Six feature films and several shorts were screened at NYU.
• Stephanie Black’s Africa Unite, which follows the family of the late reggae icon Bob Marley on their first trip to Ethiopia to commemorate Bob’s 60th birthday;
• Directors Geoffrey Dunn’s and Michael Horne’s Calypso Dreams, a documentary capturing performances and original interviews with legendary calypsonians;
• Life Lessons, a compilation of four short films by New York-based filmmakers of color, including A Departure from a Love by Ishmael Islam; The Lesson Plan by Eddy Duran; Sticks & Stones by Rehema Imani Trimiew; and Premature by Rashaad Ernesto Green;
• A Winter Tale, Solomon’s multi-award-winning audience favorite set in the Caribbean community of Toronto;
• Three shorts from Trinidad and Tobago: Directions by Renee Polonais; Invisible by multimedia artist Elspeth Duncan; and Mami Wata, an evocative film exploration of Shango ritual by Yao Ramesar;
• Rain, director Marcia Govan’s debut feature, one of the first films to be produced indigenously in the Bahamas;
• Surinamese filmmaker German Gruber’s short film The Legend of Buchi Fil;
• Drummit2Summit by Christopher Laird, the story of protesters in Port of Spain, Trinidad, during the 5th Summit of the Americas, who face down pressure from armed riot police;
• Carmen and Geoffrey by filmmakers Linda Atkins and Nick Doob, a documentary of the work of dancer and choreographer Carmen de Lavallade and Trinidadian dancer, choreographer, director and designer Geoffrey Holder.

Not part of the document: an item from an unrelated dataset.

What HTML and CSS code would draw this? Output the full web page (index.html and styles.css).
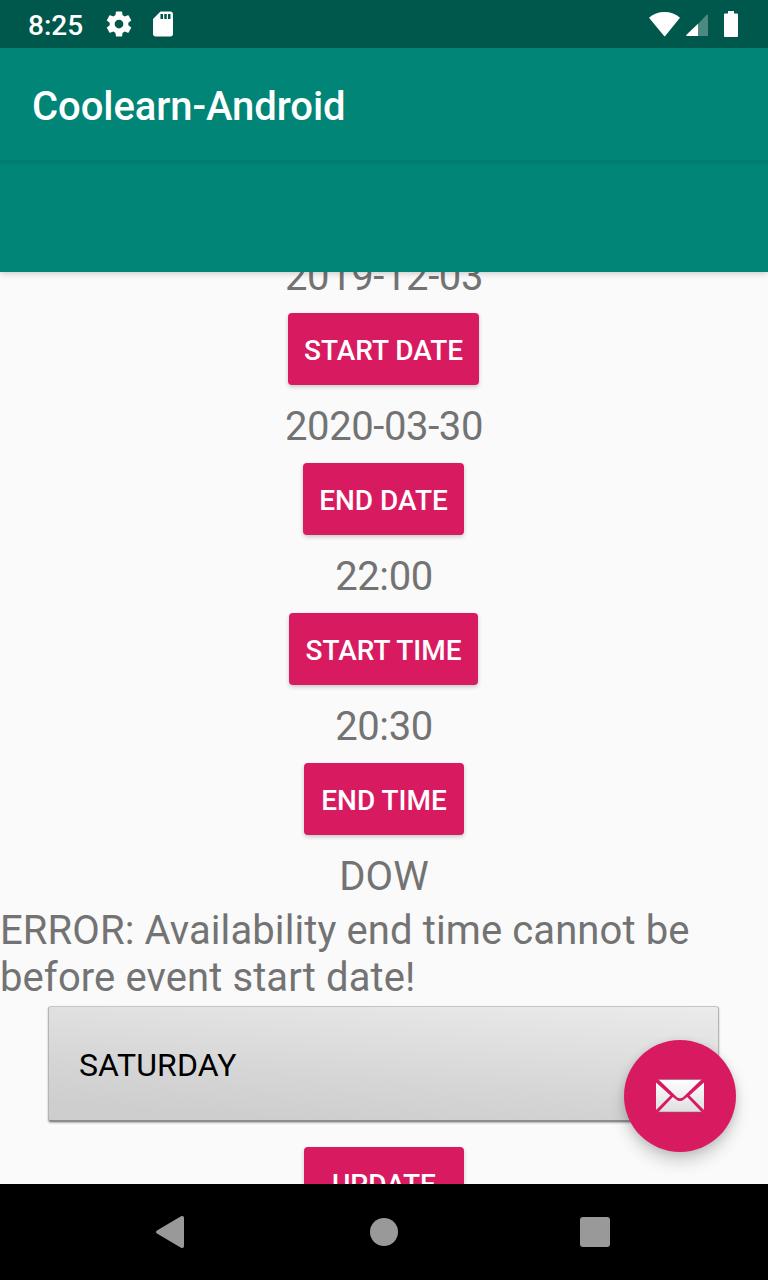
FILE: index.html
```html
<!DOCTYPE html>
<html lang="en">
<head>
<meta charset="utf-8">
<title>Coolearn-Android</title>
<link rel="stylesheet" href="styles.css">
</head>
<body>
<div class="screen">
  <div class="status-bar">
    <span class="clock">8:25</span>
    <svg class="status-icon gear" viewBox="0 0 24 24"><path d="M19.43 12.98c.04-.32.07-.64.07-.98s-.03-.66-.07-.98l2.11-1.65c.19-.15.24-.42.12-.64l-2-3.46c-.12-.22-.39-.3-.61-.22l-2.49 1c-.52-.4-1.08-.73-1.69-.98l-.38-2.65C14.46 2.18 14.25 2 14 2h-4c-.25 0-.46.18-.49.42l-.38 2.65c-.61.25-1.17.59-1.69.98l-2.49-1c-.23-.09-.49 0-.61.22l-2 3.46c-.13.22-.07.49.12.64l2.11 1.65c-.04.32-.07.65-.07.98s.03.66.07.98l-2.11 1.65c-.19.15-.24.42-.12.64l2 3.46c.12.22.39.3.61.22l2.49-1c.52.4 1.08.73 1.69.98l.38 2.65c.03.24.24.42.49.42h4c.25 0 .46-.18.49-.42l.38-2.65c.61-.25 1.17-.59 1.69-.98l2.49 1c.23.09.49 0 .61-.22l2-3.46c.12-.22.07-.49-.12-.64l-2.11-1.65zM12 15.5c-1.93 0-3.500-1.570-3.500-3.500s1.570-3.500 3.500-3.500 3.500 1.570 3.500 3.500-1.570 3.500-3.500 3.500z"/></svg>
    <svg class="status-icon card" viewBox="0 0 24 24"><path d="M18 2h-8L4.020 8 4 20c0 1.100.9 2 2 2h12c1.100 0 2-.9 2-2V4c0-1.100-.9-2-2-2zm-6 6h-2V4h2v4zm3 0h-2V4h2v4zm3 0h-2V4h2v4z"/></svg>
    <svg class="wifi" viewBox="0 0 31 25"><path d="M15.500 24.500 0 5.800C4 2 9.500 0 15.500 0S27 2 31 5.800L16.200 23.900Q15.500 24.500 14.800 23.900Z"/></svg>
    <svg class="signal" viewBox="0 0 22 22"><path class="faint" d="M12 10 20.500 1Q22 0 22 1V22H12Z"/><path d="M12 9.800V22H1Q-.5 22 .5 20.800Z"/></svg>
    <svg class="battery" viewBox="0 0 14 26"><path d="M4 0h6v2.500h3q1 0 1 1V25q0 1-1 1H1q-1 0-1-1V3.500q0-1 1-1h3z"/></svg>
  </div>
  <header class="app-bar"><h1 class="title">Coolearn-Android</h1></header>
  <div class="toolbar"></div>
  <main class="content">
    <div class="form">
      <div class="label value">2019-12-03</div>
      <button class="btn w191">START DATE</button>
      <div class="label value">2020-03-30</div>
      <button class="btn w161">END DATE</button>
      <div class="label value">22:00</div>
      <button class="btn w189">START TIME</button>
      <div class="label value">20:30</div>
      <button class="btn w160">END TIME</button>
      <div class="label">DOW</div>
      <div class="label error">ERROR: Availability end time cannot be before event start date!</div>
      <div class="spinner">SATURDAY</div>
      <button class="btn w160">UPDATE</button>
    </div>
  </main>
  <div class="fab">
    <svg class="mail" viewBox="0 0 48 34">
      <defs><linearGradient id="paper" gradientUnits="userSpaceOnUse" x1="0" y1="0" x2="0" y2="34"><stop offset="0" stop-color="#fff"/><stop offset="1" stop-color="#dedede"/></linearGradient></defs>
      <g fill="url(#paper)">
        <path d="M2.500 .5h43L27 18.200q-3 2.300-6 0Z"/>
        <path d="M0 3.500 14.500 16.500 0 31Z"/>
        <path d="M48 3.500 33.500 16.500 48 31Z"/>
        <path d="M2.500 33 16.800 18l3.200 2.600q4 3 8 0l3.200-2.600L45.500 33Z"/>
      </g>
      <path class="mail-edge" d="M2.500 33h43M2.500 .5h43"/>
    </svg>
  </div>
  <nav class="nav-bar">
    <svg class="back" viewBox="0 0 28 32"><path d="M1 14.500 25 .3Q28-.7 28 2V30q0 2.700-3 1.700L1 17.500Q-1 16 1 14.500Z"/></svg>
    <span class="home"></span>
    <span class="recent"></span>
  </nav>
</div>
</body>
</html>
```
FILE: styles.css
```css
* { box-sizing: border-box; }
body { margin: 0; font-family: Roboto, "Liberation Sans", sans-serif; }
.screen { position: relative; display: flex; flex-direction: column; width: 768px; height: 1280px; overflow: hidden; background: #fafafa; }
.status-bar { display: flex; align-items: center; height: 48px; padding: 0 30px 0 28px; background: #00574b; fill: #fff; flex: none; }
.clock { width: 76px; padding-top: 4px; color: #fff; font-size: 28px; font-weight: 500; line-height: 34px; }
.status-icon { width: 30px; height: 30px; }
.card { margin-left: 14px; }
.wifi { width: 31px; height: 25px; margin-left: auto; }
.signal { width: 22px; height: 22px; margin: 2px 16px 0 6px; }
.faint { opacity: .3; }
.battery { width: 14px; height: 26px; }
.app-bar { z-index: 2; display: flex; align-items: center; height: 112px; padding: 6px 32px 0; background: #008577; flex: none; }
.title { margin: 0; color: #fff; font-size: 40px; font-weight: 500; line-height: 48px; letter-spacing: -.08px; }
.toolbar { z-index: 1; height: 112px; background: linear-gradient(#007b6e, #008577 7px); box-shadow: 0 1px 7px rgba(0,0,0,.22); flex: none; }
.content { height: 912px; overflow: hidden; flex: none; }
.form { display: flex; flex-direction: column; align-items: center; margin-top: -25px; }
.label { height: 54px; padding-top: 6px; color: #737373; font-size: 40px; line-height: 47px; flex: none; }
.value { letter-spacing: -.4px; }
.error { width: 100%; height: 101px; letter-spacing: .1px; }
.btn { height: 72px; margin: 12px 0; padding: 4px 0 0; border: 0; border-radius: 4px; background: #d81b60; color: #fff; font: 500 28px/34px Roboto, "Liberation Sans", sans-serif; white-space: nowrap; box-shadow: 0 2px 4px rgba(0,0,0,.2); flex: none; }
.w191 { width: 191px; margin-right: 1px; }
.w189 { width: 189px; margin-right: 1px; }
.w161 { width: 161px; margin-right: 1px; }
.w160 { width: 160px; }
.spinner { display: flex; align-items: center; width: 671px; height: 116px; margin: 4px 1px 13px 0; padding: 2px 0 0 30px; border: 1px solid #b4b4b4; border-top-color: #c6c6c6; border-bottom: 2px solid #8c8c8c; border-radius: 3px; background: linear-gradient(184deg, #ebebeb, #e1e1e1 28%, #d6d6d6 60%, #cecece 90%); color: #000; font-size: 32px; line-height: 38px; letter-spacing: .1px; box-shadow: 0 1px 2px rgba(0,0,0,.3); flex: none; }
.fab { position: absolute; left: 624px; top: 1040px; display: flex; align-items: center; justify-content: center; width: 112px; height: 112px; border-radius: 50%; background: #d81b60; box-shadow: 0 10px 16px rgba(0,0,0,.16), 0 2px 9px rgba(0,0,0,.12); }
.mail { width: 48px; height: 34px; }
.mail-edge { fill: none; stroke: #8c6470; stroke-opacity: .55; stroke-width: 1; }
.nav-bar { z-index: 1; display: flex; align-items: center; height: 96px; padding: 0 158px 0 156px; background: #000; flex: none; }
.back { width: 28px; height: 32px; fill: #999; }
.home { width: 28px; height: 28px; margin-left: 186px; border-radius: 50%; background: #999; }
.recent { width: 30px; height: 30px; margin-left: auto; border-radius: 3px; background: #999; }
```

Solomon returned to Barbados in May to launch Caribbean Tales Worldwide Distribution, the English-speaking Caribbean’s first film distribution company, with plans to acquire a catalog of Caribbean-themed films from the region and its Diaspora and market these through its festivals and other international events such as Cannes and Mipcom, as well as at trade fairs, missions and conferences. Based in Barbados, the company will position the island as a “center of excellence” for film in the region, Solomon said. “Other companies exist around the world, but Caribbean cinema has its own aesthetic, which unfortunately is marginal to such entities. We wanted to create something that will take care of our own,” she said.